12 de julio de 2013

La pared

No sigas siempre en la pared
tan fría está

Puedo hablar bien de las paredes que me protegieron y de las paredes en general, porque suelen ser vistosas y encima siempre se portan de diez en eso de mantenerse endurecidas. Y la vida, a veces, se convierte en pared. 

Pasás por ejemplo la infancia en el patio de casa, en tu jardín del fondo. En ese pasto se corre y se imagina, se juega y se define tu mundo de grillos, húmedo y musgoso. Y también está la pared. Contra sus ladrillos pateás la pelota y ellos, soldaditos ejemplares, siempre te la devuelven. Amás la compañía de la pared. Y su poder traicionero: cada vez acumula más, y todo se va dando lentamente hasta que una nochecita de enero te encontrás tocando con fruición un ladrillo de la pared, tan calentito está, tan calentito que parece tener vida adentro.

¿De dónde viene ese calorcito? No se te ocurre pensar en la energía acumulada del sol durante las horas de más calor; no sé si los niños se fijan mucho en el sol. Se te ocurre en cambio pensar en los seres de la pared; así te gusta llamar a una especie de sombras internas que imaginás deslizándose entre los ladrillos, como humanoides finísimos y melancólicos sólo provistos de contorno. Algo así como los dibujos de un borracho en la clase de geometría, pero con la diferencia de que estas figuras invisibles se mueven. Se te ocurre que estas sombras son las que se cruzan, se rozan y, en ese contacto, se aman: así producen en la pared el calor; así la pared produce su propio calor. Y no, no te das cuenta del sol.

Tampoco de otras figuras que se van definiendo más acá o más allá de la pared: no te importan. Aunque a veces las percibís y tu piel se eriza por unos segundos. Vos mismo sos una más de ellas. Pero luego te quedás mirando fijo la pared, su disciplina feroz, su cemento desparejo y fiel, el naranja fulminante del ladrillo a las cuatro de la tarde, y su triste y fotogénica fosforescencia cuando atardece.

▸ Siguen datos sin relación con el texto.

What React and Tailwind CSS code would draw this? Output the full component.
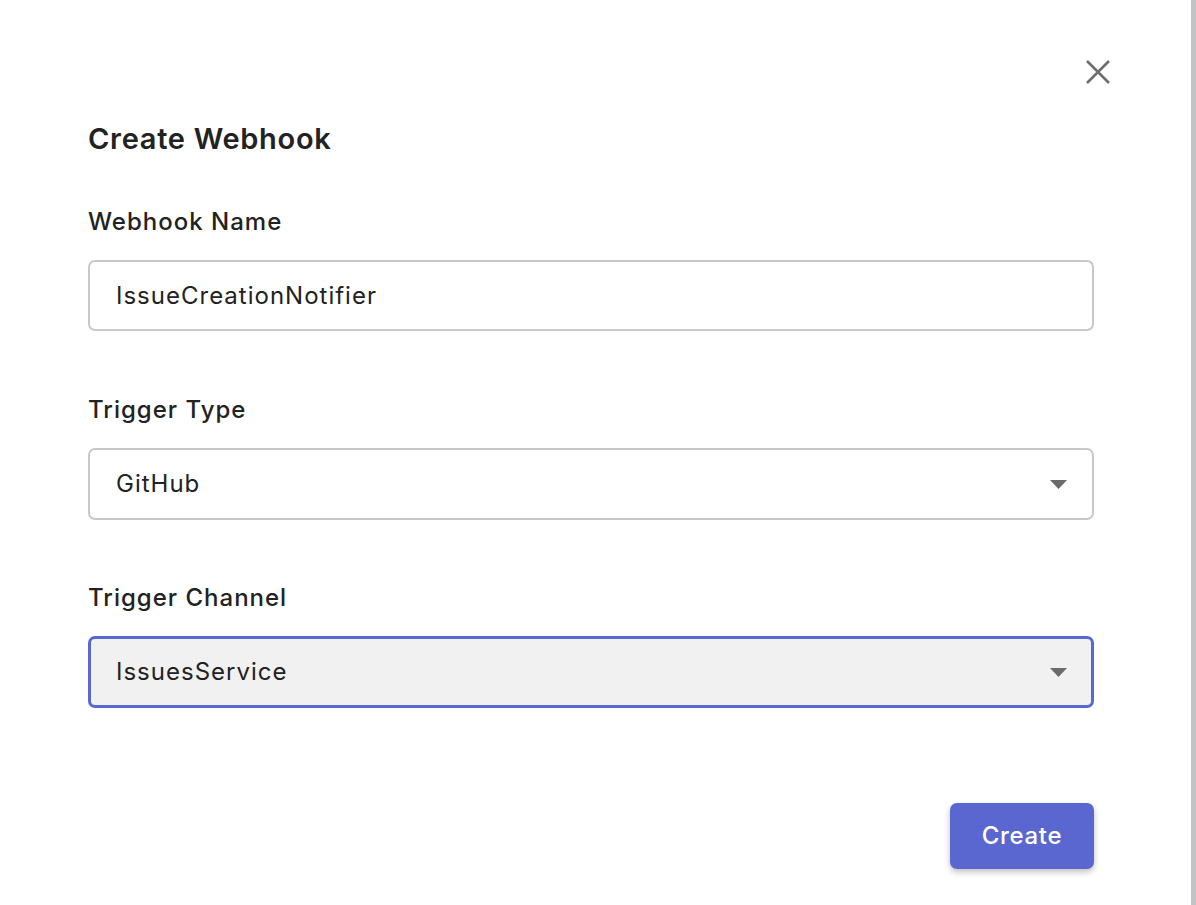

A tal punto llega la demagogia de la pared. Pero más adelante, y sin que sea tarde, descubrís que en francés pared se dice mur. Pensás en un muro entonces, y la nueva connotación te asombra. Luego en un planeta gris, pelado y recóndito, a 200 millones de años luz. En sitios así no puede tener lugar la vida. Ni siquiera la de los seres de la pared, esos movedizos humanoides internos de tu infancia.

Y luego, oportunamente leés:

Del otro lado de la reja está la realidad,
de este lado de la reja también está la realidad;
la única irreal es la reja.

No querés ahora ablandar el ladrillo o traspasarlo. Tampoco querés imaginar de más. Simplemente te movés, y te quedás ahora más acá o más allá de ese ser sordo y macizo en que alguna vez perseveraste.